Otro caso olvidado es uno que también involucra drogas y poder, como lo es el de Clíver Alcalá, por mencionar a un militar también detenido en el imperio y cuya recompensa por su captura ascendía a 10 millones de dólares. Porque, según los organismos del Tesoro y Seguridad de Estados Unidos, Clíver Alcalá era nada menos que uno de los bendecidos por Hugo Chávez para que, por allá en 2008, estableciera nexos con las FARC para inundar de cocaína a Estados Unidos, el mismo viejo truco que se le atribuyó por años a Fidel Castro en su afán de destruir a la sociedad norteamericana desde sus cimientos a punta de drogas.

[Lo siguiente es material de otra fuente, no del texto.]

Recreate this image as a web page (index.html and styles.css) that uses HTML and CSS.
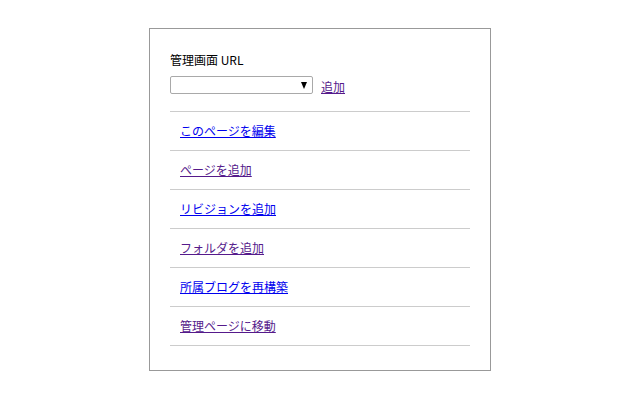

Acusación similar que recibió a otro buen amigo de Chávez, Hugo “El Pollo” Carvajal, presunto perteneciente al llamado Cartel de los Soles cuyo objetivo, según la acusación oficial en su contra, “incluía no solo el enriquecimiento de sus miembros sino también el uso de la cocaína como arma contra Estados Unidos debido al efecto adverso que la droga tiene en los usuarios individuales, y los más amplios daños sociales causados por la adicción a la cocaína”. Este ex cónsul del Gobierno, defendido a capa y espada por Nicolás Maduro y todo el PSUV luego de su detención en Aruba, hoy es acusado ante la Fiscalía de Nueva York de coordinar el envío de 5,6 toneladas de cocaína encontrada en México dentro de un avión DC-9 que partió de Venezuela en el 2006, caso que también vinculaba al conocido narcotraficante Walid Makled. Acusación que repitió la Fiscalía Federal del Distrito Sur de Florida quien lo acusó de asistir al Cártel del Norte del Valle y, en particular, al narcotraficante colombiano Wilber Alirio Varela Fajardo, quien luego apareció muerto en Mérida. Pero sobre esto no hubo declaración oficial de ningún tipo ni detenidos esposados desfilando en la TV, como las (y los) nuevas narcotraficantes del PSUV.
De modo que el tema de las drogas colándose en las rendijas del poder ni es reciente ni será la última vez. Pero lo que llama la atención en este caso es el bajo escalafón de los involucrados, tres alcaldes y tres diputadas -y contando-, que obviamente se aprovecharon no solo de sus conexiones con el partido de Gobierno, el clásico “chapeo” criollo, sino de la absoluta inexistencia del respeto a la ley que cunde no digamos en Caracas sino en los rincones más lejanos del país, donde una alcaldesa que ha hecho de sus redes un medio de propaganda más del Gobierno, que repartía cajas CLAP y felicitaba a Nicolás Maduro en cada cumpleaños, se sintió lo suficientemente intocable como para cargar siete panelas de droga consigo. Y, al día siguiente, seguir con su jaladera de mecate al Gobierno, el aliado perfecto para sus tropelías porque es el que ha convertido a Venezuela en una tierra de nadie. O un territorio chévere para los más avispados como las FARC o el ELN, quienes se han apropiado de trozos del país sin disparar un tiro.
Basta con escuchar las declaraciones de la otra mujer involucrada, la joven diputada Taina González, asegurando en VTV que “el reto es ser una generación de oro, como Chávez tanto pedía…”, con una sonrisa de oreja a oreja, para entender la absoluta impunidad con la que actuaban, cantando loas a la revolución mientras su otro yo ganaba quién sabe cuánto por ayudar a trasladar y vender drogas, un crimen planetario que ha llenado los bolsillos de miles de bandidos y bandidas como estos, quienes se trasladaban en tres camionetas de lujo con compartimentos secretos para esconder la cocaína y hasta ropa de la alcaldesa Fernández, una que iba en vivo y directo a llevarle el cargamento a los traficantes colombianos. Hasta que alguien las delató -un hábito entre los narcos, pisarse la manguera- y comenzó su cuesta abajo en la rodada.
“Se paseaban por allí en camionetas último modelo”, dijo bravísimo el presidente de la Asamblea Nacional, Jorge Rodríguez… “¿Nadie los vio? Aquí tenemos que decirnos las verdades a la cara y también decirles a nuestros jóvenes diputados que ustedes escogieron este apostolado. Nadie los obligó a ser candidatos, nadie les puso una pistola en el pecho”, recriminó Rodríguez al resto de los diputados, como si no supiese que en Venezuela andar en camionetas de lujo con escoltas se ha convertido en el logotipo de los poderosos. Y que llamar apostolado a la chamba que algunos tienen en la Asamblea suena bastante desproporcionado, cuando muchos de esa “generación de oro” que se inscribió para optar a una diputación, ya tenía bien claro lo que buscaba con su inmunidad parlamentaria: seguir abusando del poder para hacerse rico rápido.